Temel gıdalara olağanüstü zamlar
Halkın mutfağının ana tüketim maddeleri arasında yer alan un, yağ, yumurta, bakliyat, çay, şeker gibi birçok üründe çok yüksek artışlar yaşandı. Geçen yıl 12-13 lira olan 30’luk bir koli yumurtanın fiyatı 50 lirayı geçerken, 165 lira olan unun 50 kg’lık çuval fiyatı 400 liraya ulaştı.
Nisan ayında 1 lira olan patatesin fiyatı 5 liraya yükseldi. 5 litrelik ayçiçek yağının fiyatı iki ayda 60 liradan 125 liranın üzerine çıktı. 1 litre süt 16 lira, bebek maması 145 lira oldu.
Dibe doğru bir yarış var
Erdoğan’ın Çin modelinin en önemli özelliği, işçileri en az ücretle çalıştırıp, patronların daha çok kâr etmesini, böylece daha fazla ihracat yapmasını sağlamak.
Ancak dünya ekonomisinde ucuzun ucuzu her zaman var.
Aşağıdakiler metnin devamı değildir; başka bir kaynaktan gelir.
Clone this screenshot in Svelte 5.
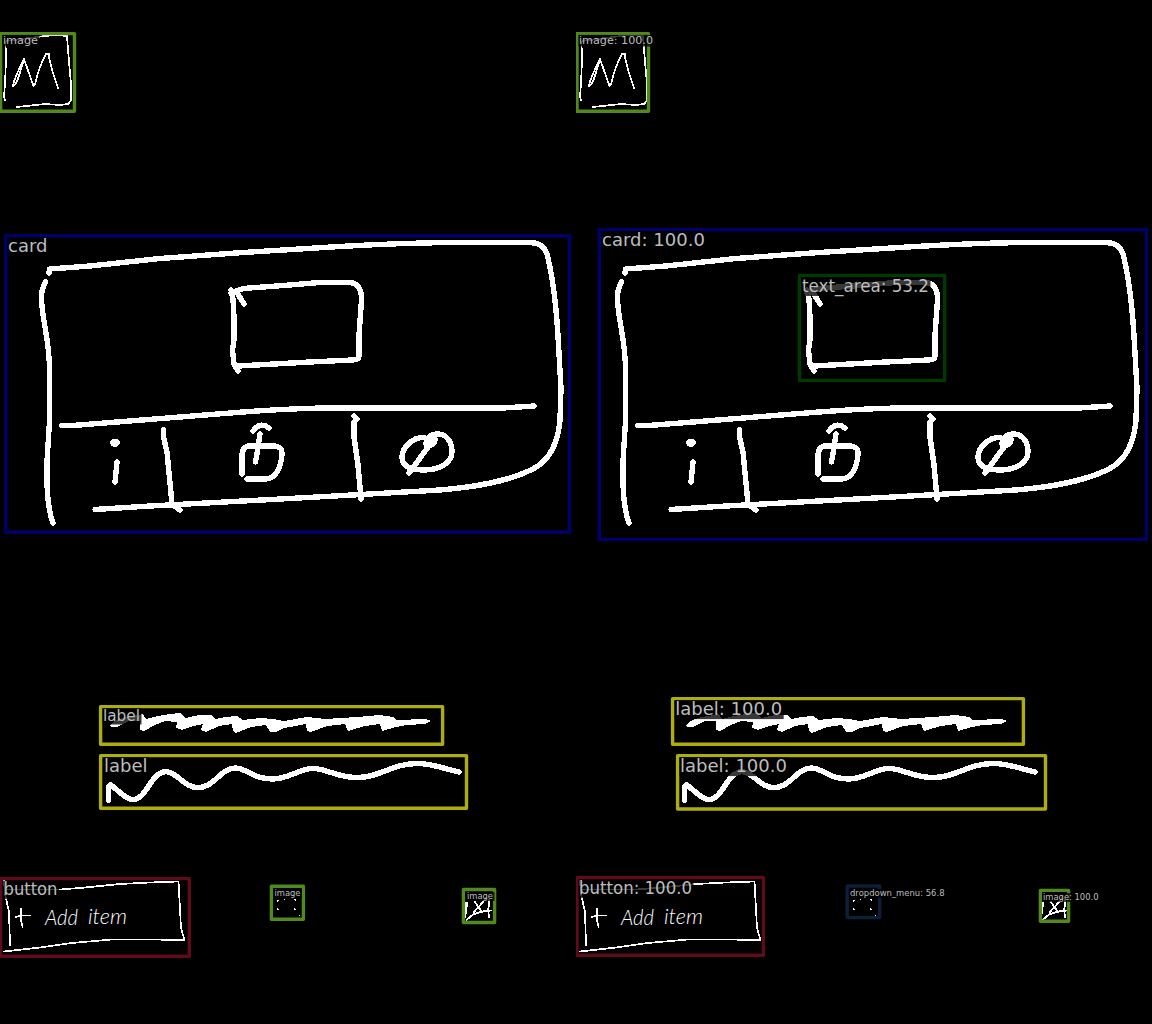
<script>
  const green = '#52891c';
  const navy = '#00006c';
  const olive = '#adad10';
  const maroon = '#5f0b1a';

  // x1, y1, x2, y2 are box line centres; tx, ty is the text baseline start; tw its width.
  const panels = [
    [
      { text: 'image', color: green, x1: 0.6, y1: 33.6, x2: 74.5, y2: 111.3, tx: 3, ty: 44, size: 11, tw: 35 },
      { text: 'card', color: navy, x1: 5.8, y1: 235.8, x2: 569.6, y2: 532.2, tx: 8, ty: 252, size: 17.8, tw: 39.5 },
      { text: 'label', color: olive, x1: 100.6, y1: 706.6, x2: 442.6, y2: 744.3, tx: 103, ty: 721, size: 15.2, tw: 37 },
      { text: 'label', color: olive, x1: 100.6, y1: 755.6, x2: 466.5, y2: 808.3, tx: 104, ty: 772, size: 17.8, tw: 43.5 },
      { text: 'button', color: maroon, x1: 0.6, y1: 878.6, x2: 189.3, y2: 956.3, tx: 3.5, ty: 895, size: 17, tw: 54 },
      { text: 'image', color: green, x1: 271.4, y1: 886.3, x2: 303.4, y2: 919.3, tx: 274.5, ty: 896, size: 8.3, tw: 26 },
      { text: 'image', color: green, x1: 463.4, y1: 889.5, x2: 494.6, y2: 922.5, tx: 467, ty: 899, size: 8.3, tw: 26 }
    ],
    [
      { text: 'image: 100.0', color: green, x1: 1, y1: 33.6, x2: 72.5, y2: 111.3, tx: 3, ty: 44, size: 11, tw: 74 },
      { text: 'card: 100.0', color: navy, x1: 23.3, y1: 229.6, x2: 570.6, y2: 539.4, tx: 26, ty: 246, size: 17.8, tw: 103 },
      { text: 'text_area: 53.2', color: '#003a00', x1: 223.5, y1: 275.4, x2: 368.6, y2: 380.4, tx: 226, ty: 292, size: 17.2, tw: 127 },
      { text: 'label: 100.0', color: olive, x1: 96.6, y1: 698.6, x2: 447.4, y2: 744.3, tx: 99.2, ty: 715, size: 17.8, tw: 107 },
      { text: 'label: 100.0', color: olive, x1: 101.6, y1: 755.6, x2: 469.5, y2: 809, tx: 104, ty: 772, size: 17.8, tw: 107 },
      { text: 'button: 100.0', color: maroon, x1: 1, y1: 877.5, x2: 187.4, y2: 955.3, tx: 3, ty: 894, size: 17, tw: 113 },
      { text: 'dropdown_menu: 56.8', color: '#0e1d38', x1: 271.2, y1: 886, x2: 303.7, y2: 917.6, tx: 274, ty: 896, size: 8.4, tw: 94.5 },
      { text: 'image: 100.0', color: green, x1: 464.4, y1: 890.4, x2: 492.6, y2: 921.3, tx: 467, ty: 900, size: 8.3, tw: 55.5 }
    ]
  ];
</script>

{#snippet sketch()}
  <g class="thin">
    <path d="M5.5 42L6 60L5 84L4 97L5 100M7 41L25 38.5L45 36L56 35L67 36L68 50L71 84L71 100L68.500 104L60 105L45 104L17 107" />
    <path d="M24 59C20 67 13 82 13 86C17 86 20 72 24 59L33.500 86L35 84Q39 67 46 54L49.500 53.500L49 57L52 70L58 88" />
    <path d="M4 881L5 894L9 912L10 945M5 889.500L60 889.500L80 888L120 884L150 882.500L178.500 881.500L179.500 900L181 928L184.500 940L150 939.500L112 939.500L72 943L40 947.500L4 951.500" />
    <path d="M16 917L22 915.500L30 915.500M21 909L21 920L22.500 927" />
  </g>

  <g class="bold">
    <path d="M49 273L49.500 269L90 266L160 258.500L243 252.500L340 246.500Q400 243 450 242.500L530 242.500Q545 242.500 548 258C554 284 557 315 558.500 345L561 388L560 420C558 444 550 460 533 469C507 482 475 487 440 490L361 494.500L290 498.500L150 506L95 509.500" />
    <path d="M45.500 282Q40.500 292 41.500 300C43 325 49.500 340 49.500 370L49.500 421L48 445C46 470 46 505 53 523" />
    <path d="M62 425.700L70 425.700L117 422L243 412Q310 407 355 408L503 408L534 406" />
    <path d="M163.500 430L163.500 437L167 452L170.500 488L172 504L180 510M354 416L357 419L354 422L354 437L358 465L361 499" />
    <path d="M117 462L115 482" />
    <path d="M253 431Q260 421 269 428M260 434L258 448L255.500 462M242 474L242 457Q242 446 250 446L273 446Q283 446 282 455C280 471 274 479 265 479L247 479" />
    <path d="M424 437.500C412 437 402 448 402 457C402 467 412 470 424 470C442 470 452 461 452 452C452 439 444 434 438 434C429 434 426 440 427 444M431 443L409 473" />
    <path d="M231 290L233 299L234 318L234 340L232.500 350L234 364L238 371M231 293L243 288.500L290 285L320 282.500L350 282.500Q362 284 361.500 300L359 335L359 356Q359 360 352 360L310 362L238 366M236 291L244 304" />
    <path d="M108.300 800L108.700 787L110.500 784.500L117 790C125 797 129 800 134 799.500C147 798 151 772 166 771.700C177 771.700 184 787.700 198 787.700C214 787.700 221 768 235 768C247 768 252 779 273 779C289 779 299 768.500 313 768.500C327 768.500 336 777.500 357 777.500C381 777.500 391 763.500 418 763.500C432 763.500 445 769 459 772" />
  </g>

  <g class="solid">
    <ellipse cx="115" cy="442.700" rx="4.800" ry="4.200" />
    <ellipse cx="430.500" cy="441.500" rx="8" ry="6" transform="rotate(-40 430.500 441.500)" />
    <path d="M110 725L115 721L122 718L131 716L139 715L143 714L146 719L158 716L170 714L180 713L186 718L199 715L211 715L216 719L225 717L237 716L243 720L260 718L273 719L284 721L307 717L325 719L340 718L357 717L380 715L393 717L396 720L425 719L431 721L425 724L407 725L396 727L382 731L380 724L365 726L348 731L345 724L327 726L311 732L307 731L306 724L290 727L284 728L276 732L270 732L266 725L251 727L236 733L233 731L232 724L219 726L206 732L201 730L203 724L193 726L182 730L176 728L177 722L165 721L155 725L144 731L140 730L140 721L129 721L117 727L111 727Z" />
  </g>

  <g class="solid">
    <path d="M277 900h2v1h-1v1h-1zM294 899h2v1h-2zM295 900h1v1h-1zM277 908h1v1h1v1h-2zM294 908h1v1h1v1h-2zM299 915h1v1h-1zM284 899h1v1h-1z" />
    <path d="M465 902h3v5h-1v7h-1v4h-1z" />
  </g>
  <path class="thin" d="M466.500 920L473 914.500L482 911.500L491 910.500M474 912L483 902L486 898M475 902L482 912M489 900L489 906L488 909L489 917" />

  <text class="hand" x="45" y="925" textLength="33" lengthAdjust="spacingAndGlyphs">Add</text>
  <text class="hand" x="88" y="924" textLength="39" lengthAdjust="spacingAndGlyphs">item</text>
{/snippet}

<main>
  {#each panels as boxes}
    <svg class="panel" viewBox="0 0 576 1024" width="576" height="1024">
      {@render sketch()}
      {#each boxes as b}
        <rect class="box" x={b.x1} y={b.y1} width={b.x2 - b.x1} height={b.y2 - b.y1} stroke={b.color} />
      {/each}
      {#each boxes as b}
        <rect class="shade" x={b.tx - 0.5} y={b.ty - b.size * 0.83} width={b.tw + 2} height={b.size * 1.06} />
        <text class="tag" x={b.tx} y={b.ty} font-size={b.size} textLength={b.tw} lengthAdjust="spacingAndGlyphs">{b.text}</text>
      {/each}
    </svg>
  {/each}
</main>

<style>
  :global(body) {
    background: #000;
  }
  main {
    display: grid;
    grid-template-columns: 576px 576px;
    width: 1152px;
    height: 1024px;
    background: #000;
    overflow: hidden;
  }
  .panel {
    display: block;
    overflow: hidden;
  }
  .thin,
  .bold {
    fill: none;
    stroke: #fff;
    stroke-linecap: round;
    stroke-linejoin: round;
    shape-rendering: crispEdges;
  }
  .thin {
    stroke-width: 1.7;
  }
  .bold {
    stroke-width: 5.4;
  }
  .solid {
    fill: #fff;
    shape-rendering: crispEdges;
  }
  .box {
    fill: none;
    stroke-width: 3.4;
    stroke-linejoin: round;
  }
  .shade {
    fill: rgba(0, 0, 0, 0.78);
  }
  .tag {
    font-family: 'DejaVu Sans', sans-serif;
    fill: #bdbdbd;
  }
  .hand {
    font-family: Lato, 'Open Sans', sans-serif;
    font-style: italic;
    font-weight: 300;
    font-size: 22px;
    fill: #fff;
  }
</style>
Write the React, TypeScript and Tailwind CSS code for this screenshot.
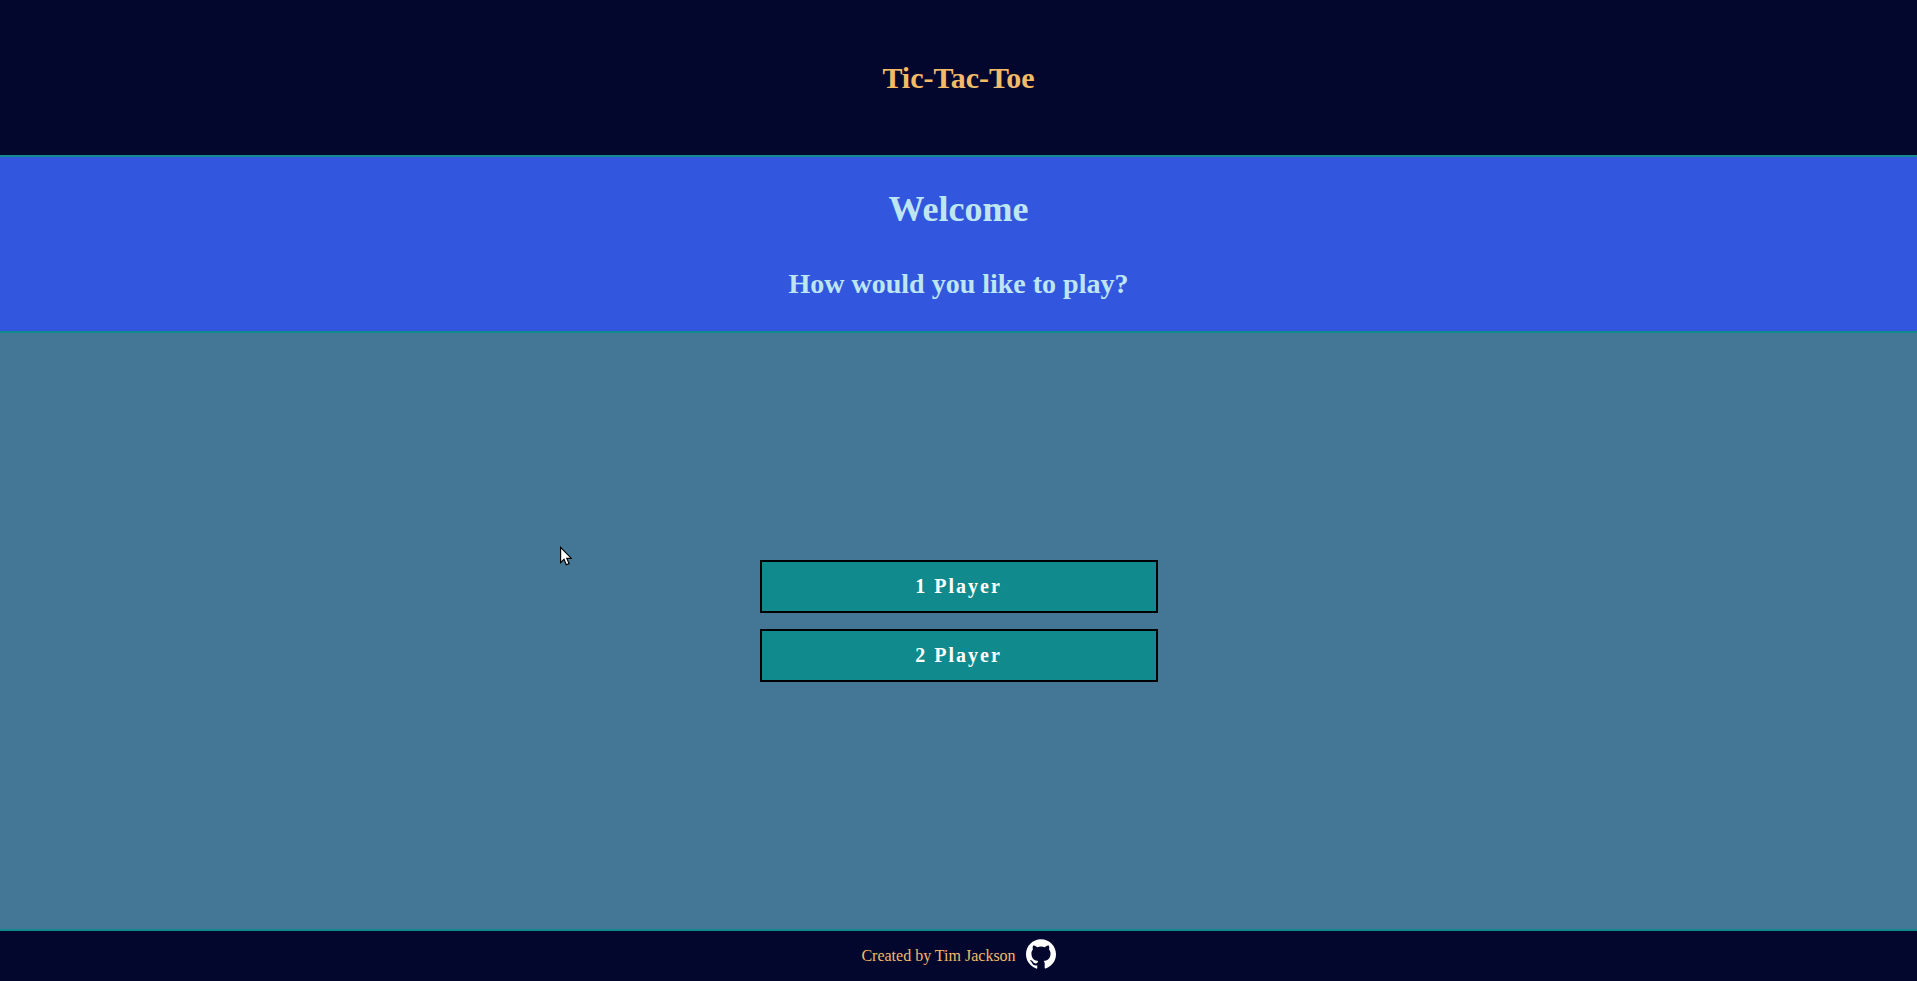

Çin’de asgari ücret aylık 300 dolar seviyesinde iken, Türkiye 200 dolara kadar indirdi, ama Vietnam’da 100 dolar, Bangladeş’te 40 dolar. Dolayısıyla hükümetin Çin modelinde yoksullaşmanın sınırı yok, dibe doğru bir yarış söz konusu.
Çin: Otoriter bir ekonomi modeli
Çin’in ekonomik modeli, siyasal olarak tek parti diktatörlüğünün egemenliğinde işleyen bir sistem. Bu model sadece otoriter rejimler altında uygulanabilir. Demokrasiden uzak, emeğin örgütlenmediği, kimsenin hakkını alamadığı bir ortam gerektirir. Türkiye’de Çin modelinin uygulanması demek, toplumun hızla yoksullaşması, emekçilerin çok düşük ücretlere razı olması demektir.
Nüfusun yüzde 90’ını yoksullaştıracak bir model, zaten demokratik bir yönetimle uygulanamaz.
Gelir adaletsizliği artacak
Çin modeli, geniş emekçi kesimlere refah sunmaz. Tam tersine onların yoksulluğu üzerinden beslenir. Ücretlilerin milli gelirden aldığı payın daha da azalmasına yol açar. Çin modeli, göçmenlerin ucuz iş gücü olarak kullanıldığı bir model aynı zamanda.
Bu modelde toplum yoksullaşırken, çok küçük bir azınlık hızla zenginleşir. Yani Çin modeli denen hikâye, asıl olarak aşırı yoksulluk ve aşırı sömürüdür.